IF you look at the poets as they move in their procession before your eyes, you will see that each is dressed after the manner of his age—the Elizabethans in starched ruffs; the men of the Eighteenth Century in knee-breeches; the men of today in Homburg hats. And if you listen to their verses you will hear that each composes, too, after the manner of his age. For there have been fashions in poetry as there have been fashions in dress, and you can tell the period of a poem not only by the name and date of the poet but by the style and flavour of the poetry.” From this thought J. F. Roxburgh has written “a beginner’s introduction to English poetry” with the charming title, The Poetic Procession. His brief review of the poets from the Elizabethans to the men now writing is felicitous enough. But although I am sure his intention in the sentences quoted was not literal, the image of present-day poets in Homburg hats is very disconcerting. Don Marquis has probably worn one, thus inviting the visitation of insurance agents. But I am sure some of his poems have been written with the wind blowing through his hair. Such poems as “The Name,” in his Dreams and Dust, for example, or those “Premonitions” in his Poems and Portraits. It is as difficult to say, with Marquis, where the humourist stops in his poetry and the thinker steps in as to mark the same exit-entrance in the man’s prose.
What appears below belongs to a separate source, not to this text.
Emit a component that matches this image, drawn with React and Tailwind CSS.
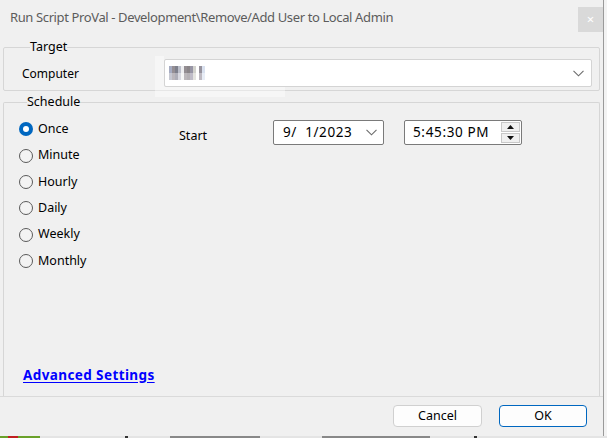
import React from "react";

const font = { fontFamily: '"Noto Sans", "Segoe UI", sans-serif' };

function Radio({ label, checked }) {
  return (
    <div className="flex items-center h-[26.4px]">
      {checked ? (
        <span className="w-[14px] h-[14px] rounded-full bg-[#0067c0] flex items-center justify-center">
          <span className="w-[6px] h-[6px] rounded-full bg-white" />
        </span>
      ) : (
        <span className="w-[14px] h-[14px] rounded-full border border-[#5a5a5a] bg-[#f3f3f3]" />
      )}
      <span className="ml-[5px] text-[12.5px] text-black">{label}</span>
    </div>
  );
}

function Chevron() {
  return (
    <svg width="11" height="7" viewBox="0 0 11 7" fill="none">
      <path d="M0.5 0.8 L5.5 5.8 L10.5 0.8" stroke="#6b6b6b" strokeWidth="1.1" />
    </svg>
  );
}

const px = [
  ["#a6acc2", "#958f94", "#7e808c", "#bcbfca", "#eeeef0", "#948e92", "#8a8588", "#9795a5", "#d2d2cd", "#ffffff", "#96929c", "#d9e1ef"],
  ["#c6c8d2", "#bbb7bc", "#aeaeb8", "#d8d9e0", "#f6f6f6", "#bcb8bb", "#b5b1b5", "#bfbcc8", "#e4e4e0", "#ffffff", "#bdb9c1", "#e8edf6"],
];

export default function App() {
  return (
    <div className="w-[607px] h-[438px] bg-[#f0f0f0] relative overflow-hidden" style={font}>
      <div className="flex h-[436px]">
        <div className="w-[604px] h-[436px] bg-[#f0f0f0] border-r border-[#9a9a9a] rounded-bl-[7px] flex flex-col">
          {/* title bar */}
          <div className="h-[39px] flex items-start justify-between">
            <div className="pl-[10px] pt-[8px] text-[13px] text-[#5c5c5c] tracking-[-0.38px]">
              Run Script ProVal - Development\Remove/Add User to Local Admin
            </div>
            <div className="mt-[7px] w-[25px] h-[25px] bg-[#d9d9d9] flex items-center justify-center text-white text-[13px]">
              ×
            </div>
          </div>

          {/* Target */}
          <fieldset className="mx-[3px] border border-[#d6d6d6] rounded-[2px] pl-[18px] pr-[7px] pt-[4px] pb-[3px]">
            <legend className="ml-[8px] text-[12.5px] leading-[16px] text-black">Target</legend>
            <div className="flex items-center">
              <span className="w-[142px] text-[12px] text-black pt-[2px]">Computer</span>
              <div className="flex-1 h-[28px] bg-white border border-[#d4d4d4] rounded-[2px] flex items-center justify-between pl-[4px] pr-[7px]">
                <div className="flex flex-col">
                  {px.map((row, i) => (
                    <div key={i} className="flex">
                      {row.map((c, j) => (
                        <span key={j} className="w-[3px] h-[7px]" style={{ backgroundColor: c }} />
                      ))}
                    </div>
                  ))}
                </div>
                <Chevron />
              </div>
            </div>
          </fieldset>

          {/* Schedule */}
          <fieldset className="mx-[3px] mt-[3px] border border-b-0 border-[#d6d6d6] rounded-t-[2px] flex-1 flex flex-col pl-[15px] pr-[7px]">
            <legend className="ml-[8px] text-[12.5px] leading-[16px] text-black">Schedule</legend>
            <div className="flex pt-[6px]">
              <div className="flex flex-col w-[160px]">
                <Radio label="Once" checked />
                <Radio label="Minute" />
                <Radio label="Hourly" />
                <Radio label="Daily" />
                <Radio label="Weekly" />
                <Radio label="Monthly" />
              </div>
              <div className="flex items-center h-[25px] mt-[4px]">
                <span className="w-[94px] text-[12.5px] text-black pt-[8px]">Start</span>
                <div className="w-[111px] h-[25px] bg-white border border-[#7a7a7a] rounded-[2px] flex items-center justify-between pl-[9px] pr-[6px]">
                  <span className="text-[13.5px] tracking-[0.6px] text-black whitespace-pre">9/  1/2023</span>
                  <Chevron />
                </div>
                <div className="ml-[20px] w-[118px] h-[25px] bg-white border border-[#7a7a7a] rounded-[2px] flex items-center justify-between pl-[8px] pr-[1px]">
                  <span className="text-[13.5px] tracking-[0.65px] text-black">5:45:30 PM</span>
                  <div className="flex flex-col gap-[1px]">
                    <div className="w-[19px] h-[10px] bg-[#f0f0f0] border border-[#c8c8c8] flex items-center justify-center">
                      <svg width="7" height="4" viewBox="0 0 7 4"><path d="M0 4 L3.5 0 L7 4 Z" fill="#111" /></svg>
                    </div>
                    <div className="w-[19px] h-[10px] bg-[#f0f0f0] border border-[#c8c8c8] flex items-center justify-center">
                      <svg width="7" height="4" viewBox="0 0 7 4"><path d="M0 0 L3.5 4 L7 0 Z" fill="#111" /></svg>
                    </div>
                  </div>
                </div>
              </div>
            </div>
            <div className="flex-1" />
            <div className="pl-[4px] pb-[10px]">
              <span className="text-[13.5px] tracking-[0.4px] font-bold text-[#0000ff] underline underline-offset-[2px]">Advanced Settings</span>
            </div>
          </fieldset>
          <div className="h-px bg-[#dadada]" />

          {/* buttons */}
          <div className="h-[39px] flex items-start justify-end gap-[17px] pr-[16px] pt-[8px]">
            <button className="w-[89px] h-[22px] bg-[#fdfdfd] border border-[#d0d0d0] rounded-[4px] text-[12.5px] text-black leading-none">
              Cancel
            </button>
            <button className="w-[88px] h-[22px] bg-[#fdfdfd] border border-[#0067c0] rounded-[4px] text-[12.5px] text-black leading-none">
              OK
            </button>
          </div>
        </div>
        <div className="flex-1 bg-[#f3f3f3]" />
      </div>
      {/* backdrop strip below window */}
      <div className="h-[2px] flex">
        <div className="w-[8px] bg-[#6aa12a]" />
        <div className="w-[10px] bg-[#c02020]" />
        <div className="w-[22px] bg-[#6aa12a]" />
        <div className="w-[85px] bg-[#e4e4e4]" />
        <div className="w-[3px] bg-[#333]" />
        <div className="w-[42px] bg-[#e4e4e4]" />
        <div className="w-[90px] bg-[#888]" />
        <div className="w-[62px] bg-[#e4e4e4]" />
        <div className="w-[108px] bg-[#888]" />
        <div className="w-[44px] bg-[#e4e4e4]" />
        <div className="w-[3px] bg-[#333]" />
        <div className="flex-1 bg-[#e4e4e4]" />
      </div>
      {/* blur artifact overlay below the combo */}
      <div className="absolute left-[155px] top-[87px] w-[130px] h-[10px] bg-white/40 pointer-events-none" />
      <div className="absolute left-[155px] top-[56px] w-[9px] h-[31px] bg-white/40 pointer-events-none" />
    </div>
  );
}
Sonnets to a Red-Haired Lady and Famous Love Affairs and a part of Poems and Portraits are supposed to belong to Marquis the jester; but, of the second-named book, which part? “The man who has laughed lest he should weep, the clown of the seven times broken heart” is Richard Le Gallienne’s apt characterisation of Marquis. I am not sure that “The Tom Cat” in Poems and Portraits is a bit less “serious” than such a poem as “Inhibition” in the same collection.